Wright is a builder from Yoxall who is hoping to step away, at least part-time, from the trade and use his passion for off-road to build a cycling business. “I must have ridden every inch of Cannock Chase, so I’m starting up Cannock Chase Tours, aiming at beginner to intermediate riders who want to explore and enjoy the Chase,” he says. “We are getting involved in that with Ian, because it’s another chance to meet customers,” Giddings interjects.
This ride is an old favourite of Wilkins. “It goes south over the Trent to Belvoir Castle. It’s flat going out, then a climb up to the castle, where it’s a bit bumpy, then flat coming back. I’ve been doing it for years,” says Wilkins, a carpet supplier and fitter who returned to racing in 2008 and won the LVRC crit championships.
The team are comfortable working with masters. As Giddings says, “It’s a big portion of racing, a growing one too, but one that can get neglected.”
But they aren’t only focusing on older riders. Michael Cumming is an 18 year old with a great future ahead of him.

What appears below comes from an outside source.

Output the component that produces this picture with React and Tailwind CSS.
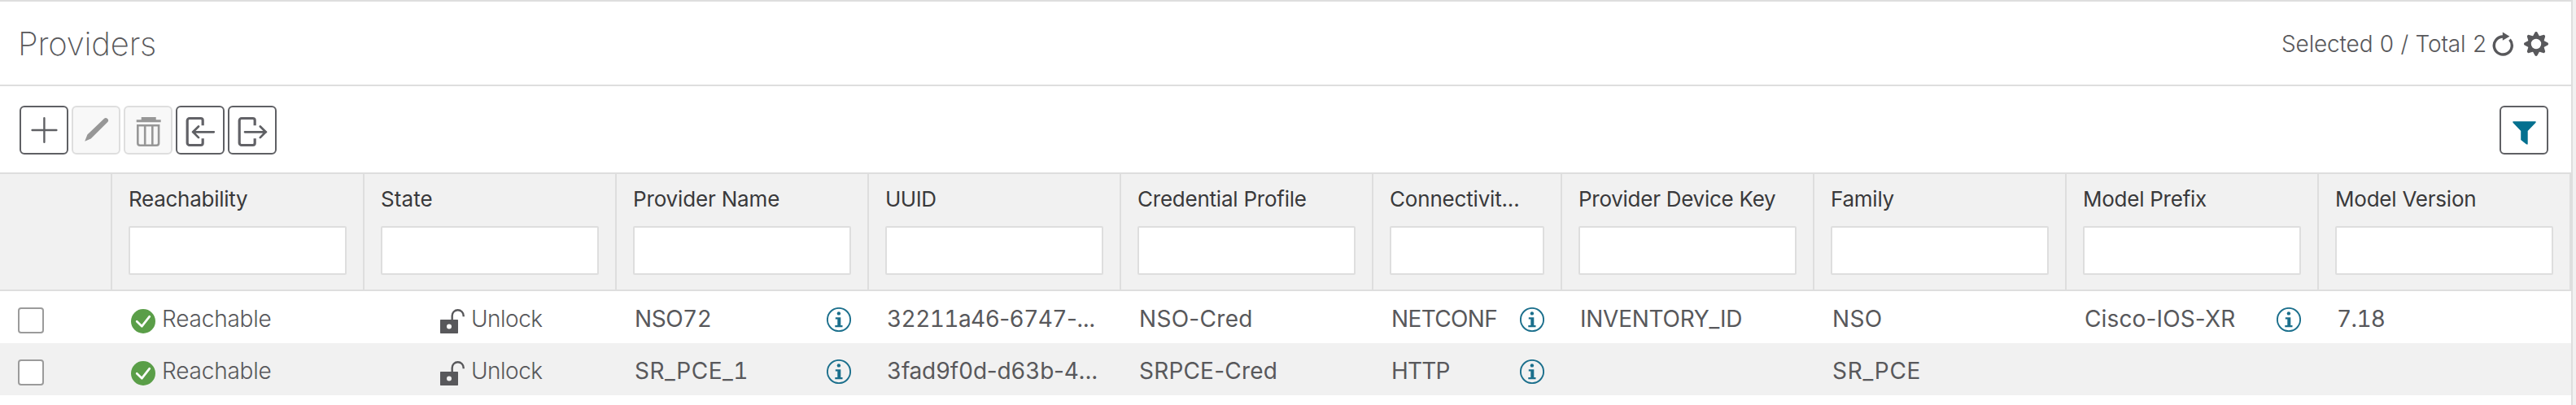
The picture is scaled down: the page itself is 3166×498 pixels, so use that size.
const columns = [
  { title: 'Reachability', w: 'w-[310px]', track: 'tracking-[-0.28px]' },
  { title: 'State', w: 'w-[310px]', track: 'tracking-[0.1px]' },
  { title: 'Provider Name', w: 'w-[310px]', track: 'tracking-[-0.16px]' },
  { title: 'UUID', w: 'w-[310px]', track: 'tracking-[-0.5px]' },
  { title: 'Credential Profile', w: 'w-[310px]', track: 'tracking-[-0.23px]' },
  { title: 'Connectivit...', w: 'w-[232px]', track: 'tracking-[-0.18px]' },
  { title: 'Provider Device Key', w: 'w-[310px]', track: 'tracking-[-0.27px]' },
  { title: 'Family', w: 'w-[310px]', track: 'tracking-[-0.25px]' },
  { title: 'Model Prefix', w: 'w-[310px]', track: 'tracking-[-0.25px]' },
  { title: 'Model Version', w: 'w-[310px]', track: 'tracking-[-0.22px]' },
];

const rows = [
  [
    { text: 'NSO72', info: true, track: 'tracking-[-0.46px]' },
    { text: '32211a46-6747-...', track: 'tracking-[-0.57px]' },
    { text: 'NSO-Cred', track: 'tracking-[0.3px]' },
    { text: 'NETCONF', info: true, track: 'tracking-[-0.64px]' },
    { text: 'INVENTORY_ID', track: 'tracking-[-0.25px]' },
    { text: 'NSO', track: 'tracking-[0.3px]' },
    { text: 'Cisco-IOS-XR', info: true, track: 'tracking-[0.14px]' },
    { text: '7.18', track: 'tracking-[-0.9px]' },
  ],
  [
    { text: 'SR_PCE_1', info: true, track: 'tracking-[0.53px]' },
    { text: '3fad9f0d-d63b-4...', track: 'tracking-[-0.25px]' },
    { text: 'SRPCE-Cred', track: 'tracking-[0.2px]' },
    { text: 'HTTP', info: true, track: 'tracking-[-0.8px]' },
    { text: '' },
    { text: 'SR_PCE', track: 'tracking-[0.71px]' },
    { text: '' },
    { text: '' },
  ],
];

function InfoIcon() {
  return (
    <svg className="h-[30px] w-[30px] shrink-0" viewBox="0 0 30 30">
      <circle cx="15" cy="15" r="14.100" fill="none" stroke="#1b6f8c" strokeWidth="1.900" />
      <circle cx="14.900" cy="7.400" r="2.200" fill="#1b6f8c" />
      <path d="M10.800 12.200h6.500v9.700h2.200v2.400h-9.200v-2.400h3v-7.300h-2.500z" fill="#1b6f8c" />
    </svg>
  );
}

function CheckIcon() {
  return (
    <svg className="h-[30px] w-[30px] shrink-0" viewBox="0 0 30 30">
      <circle cx="15" cy="15" r="15" fill="#5a9e48" />
      <path d="M7.200 15.200l6.200 6L22.800 9.200" fill="none" stroke="#fff" strokeWidth="2.700" strokeLinecap="round" strokeLinejoin="round" />
    </svg>
  );
}

function UnlockIcon() {
  return (
    <svg className="h-[30px] w-[30px] shrink-0" viewBox="0 0 30 30">
      <path d="M14.700 14V8.200a7 7 0 0 1 14 0v1" fill="none" stroke="#58585b" strokeWidth="2.400" />
      <path fillRule="evenodd" d="M.7 13h20.600a.7.7 0 0 1 .7.7v15.600a.7.7 0 0 1-.7.7H.7a.7.7 0 0 1-.7-.7V13.700a.7.7 0 0 1 .7-.7zM11 18.500a3 3 0 1 0 0 6 3 3 0 1 0 0-6z" fill="#58585b" />
    </svg>
  );
}

function ToolButton({ disabled, children }) {
  return (
    <button
      className={
        disabled
          ? 'h-[60px] w-[60px] rounded-[6px] border-2 border-[#dedede] bg-[#f8f8f8]'
          : 'h-[60px] w-[60px] rounded-[6px] border-2 border-[#5f6064] bg-white'
      }
    >
      <svg className="block h-[56px] w-[56px]" viewBox="2 2 56 56" fill="none">
        {children}
      </svg>
    </button>
  );
}

function Door() {
  return (
    <path
      d="M33.200 24.300V18a2.500 2.500 0 0 0-2.500-2.500H17A2.800 2.800 0 0 0 14.200 18.300v27.400A2.800 2.800 0 0 0 17 48.500h13.700a2.500 2.500 0 0 0 2.500-2.500v-5.700"
      stroke="#626267"
      strokeWidth="3.200"
    />
  );
}

function GearIcon() {
  const teeth = Array.from({ length: 8 }, (_, i) => i * 45);
  return (
    <svg className="h-[30px] w-[30px]" viewBox="-15 -15 30 30">
      <circle r="8.200" fill="none" stroke="#58585b" strokeWidth="4" />
      {teeth.map((a) => (
        <path key={a} d="M-4.300 -9L-1.700 -13.800A1.800 1.800 0 0 1 1.700 -13.800L4.300 -9z" transform={`rotate(${a})`} fill="#58585b" />
      ))}
    </svg>
  );
}

function Value({ text, track = '' }) {
  return (
    <span className={`whitespace-nowrap pt-[4px] text-[28px] leading-[60px] ${track}`}>
      {text.split(/(\d+)/).map((part, i) =>
        i % 2 ? <span key={i} className="tabular-nums">{part}</span> : part
      )}
    </span>
  );
}

export default function App() {
  return (
    <div className="flex h-[498px] w-[3166px] bg-[#f1f1f1] font-['Inter',sans-serif] text-[#58585b]">
      <div className="h-full w-[3162px] border-r-2 border-t-2 border-[#dedede] bg-white">
        <header className="flex h-[104px] items-center justify-between border-b-2 border-[#dedede] pl-[22px] pr-[28px]">
          <h1 className="pt-[2px] text-[40px] font-extralight leading-none tracking-[-0.2px]">Providers</h1>
          <div className="flex items-center">
            <span className="whitespace-nowrap pt-[1px] text-[28px] font-light tracking-[-0.16px] [word-spacing:0.8px]">Selected 0 / Total 2</span>
            <svg className="ml-[6px] mt-[2px] h-[30px] w-[30px]" viewBox="0 0 30 30">
              <path d="M14.300 6a11 11 0 1 0 8.200 3.700" fill="none" stroke="#58585b" strokeWidth="3.400" />
              <path d="M13.800 .4l8.600 5.300-8.600 5z" fill="#58585b" />
            </svg>
            <div className="ml-[10px] mt-[2px]"><GearIcon /></div>
          </div>
        </header>

        <div className="flex h-[108px] items-center justify-between border-b-2 border-[#dedede] pl-6 pr-[28px] pt-[2px]">
          <div className="flex gap-1">
            <ToolButton>
              <path d="M30.400 15.200v29.600M15.600 30h29.800" stroke="#5f6064" strokeWidth="2.400" strokeLinecap="round" />
            </ToolButton>
            <ToolButton disabled>
              <path d="M16.200 43.700l3.200-8.300L39.800 16a3 3 0 0 1 4.300 4.300L23.700 40.400z" fill="#979797" />
            </ToolButton>
            <ToolButton disabled>
              <path d="M15.700 17.300h6v-3.300h18v3.300h6v3h-30z" fill="#979797" />
              <path d="M17.300 24.300h25.800V46a2.700 2.700 0 0 1-2.700 2.700H20a2.700 2.700 0 0 1-2.700-2.700zM26.200 24v24.500M35.300 24v24.500" stroke="#979797" strokeWidth="2.600" />
            </ToolButton>
            <ToolButton>
              <Door />
              <path d="M46.800 32.300H21M28 25.500l-6.800 6.800 6.800 6.800" stroke="#5f6064" strokeWidth="2.700" strokeLinecap="round" strokeLinejoin="round" />
            </ToolButton>
            <ToolButton>
              <Door />
              <path d="M21 32.300h26M39.800 25.500l6.800 6.800-6.800 6.800" stroke="#5f6064" strokeWidth="2.700" strokeLinecap="round" strokeLinejoin="round" />
            </ToolButton>
          </div>
          <ToolButton>
            <path d="M16.400 19.200h28.200v1.600L34.700 31v16.600h-1.600L26.200 42V31L16.400 20.800z" fill="#04708f" />
          </ToolButton>
        </div>

        <div className="flex h-[144px] w-[3160px] border-b-2 border-[#dedede] bg-[#f1f1f1]">
          <div className="w-[138px] border-r-2 border-[#dedede]" />
          {columns.map((c) => (
            <div key={c.title} className={`${c.w} border-r-2 border-[#dedede] px-5 pt-[15px]`}>
              <div className={`whitespace-nowrap text-[26px] leading-[32px] text-[#39393b] ${c.track}`}>{c.title}</div>
              <input className="mt-[17px] block h-[60px] w-full rounded-[2px] border-2 border-[#dedede] bg-white" />
            </div>
          ))}
        </div>

        {rows.map((cells, r) => (
          <div key={r} className={r % 2 ? 'flex h-16 bg-[#f1f1f1]' : 'flex h-16 bg-white'}>
            <div className="w-[138px] pl-[22px] pt-[20px]">
              <div className="h-8 w-8 rounded-[4px] border-2 border-[#9b9b9b] bg-white" />
            </div>
            <div className="flex w-[310px] items-center pl-[23px]">
              <div className="pt-[10px]"><CheckIcon /></div>
              <span className="pl-[8px] pt-[4px] text-[28px] font-light leading-[60px] tracking-[-0.2px]">Reachable</span>
            </div>
            <div className="flex w-[310px] items-center pl-[93px]">
              <div className="pt-[10px]"><UnlockIcon /></div>
              <span className="pl-[8px] pt-[4px] text-[28px] font-light leading-[60px] tracking-[-0.5px]">Unlock</span>
            </div>
            {cells.map((cell, i) => (
              <div key={i} className={`${columns[i + 2].w} flex items-center justify-between px-[22px]`}>
                <Value text={cell.text} track={cell.track} />
                {cell.info && <div className="pt-[6px]"><InfoIcon /></div>}
              </div>
            ))}
          </div>
        ))}
      </div>
    </div>
  );
}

He’s also got a famous name: his father is the former pro Dave Cumming. Michael is a regular training partner of road race legend Mark Lovatt. He won a team time trial with Lovatt a couple of days before this ride. His ambitions this year are straightforward: “I want to make a name for myself, and I want to keep hurting Lovatt.”
Youth is also represented by two riders who couldn’t make it today. They are 27-year-old Andrew Stewart and Paul Foston, who at 16 is part of BC’s Talent Team. Lee Guymer, a 20 year old from Beverley, is sponsored by Cycle Life Hull, part of the country-wide Cycle Life chain of dealers that carry the Raleigh and Corratec lines of road and mountain bikes. Guymer is a road racer who is hoping to “finish well up in a few Premier Calendar events, and in the National Criterium Championships, which are in Beverley.”
There are a few main roads to cross on this ride, but between them the route is a traffic-free delight. The group make their way steadily south after leaving the traffic behind at Car Colston. It’s so quiet that they can play out some echelon riding for photographs during a long flat crosswind section before the climb up to Belvoir Castle.
When we reach the top, Wilkins is complaining that the ice cream shop is shut. Then he leads the group south-west along the bumpy top of the ridge, before plunging back down into the Vale of Belvoir at Harby.
It’s the beginning of a new age in the Raleigh story. The Raleigh team is a name that’s still spoken with respect by fans in Europe. They remember the iron-hard Euro team and Raleigh riders like Gerrie Knetemann and Jan Raas. In those days racing was war, and the Raleigh boys won nearly every big race there is.
This Raleigh team is different, but their philosophy is as uncompromising as the win-all approach of Raas and co. “It’s a way of getting involved, of taking the product to the races with riders who are good athletes but who can also talk about their bikes and be friendly. We take part in everything we can. Road, off-road, it’s all cycling. We’re even putting relay teams in the mtb events like Sleepless in the Saddle,” Giddings says before we part.
Raleigh Racing Team
Age: Raleigh is 120
Status: selling lots of bikes (again)
Best result: winning the 1980 Tour de France
Hobbies: sponsoring young and masters racers
Philosophy 2009: it’s all about taking part
From Lowdham head south to Gunthorpe Bridge, turning left just past the Trent. There’s a hill out of the Trent valley, but after crossing the busy A46 and A52 the route is a delight.
The Vale of Belvoir is rich arable land, and it was the location for some of the Auf Wiedersehen Pet TV series. We aren’t sure if the gentry of the famous Belvoir Hunt ever met Oz though. The only stiff climb is to Belvoir Castle, but the compensation is a panoramic view north from Nottingham to Lincoln.
The return to Lowdham passes Langar airfield where the Nottingham Police riot squad used to train by throwing wooden blocks and Molotov cocktails at each other. Happy days.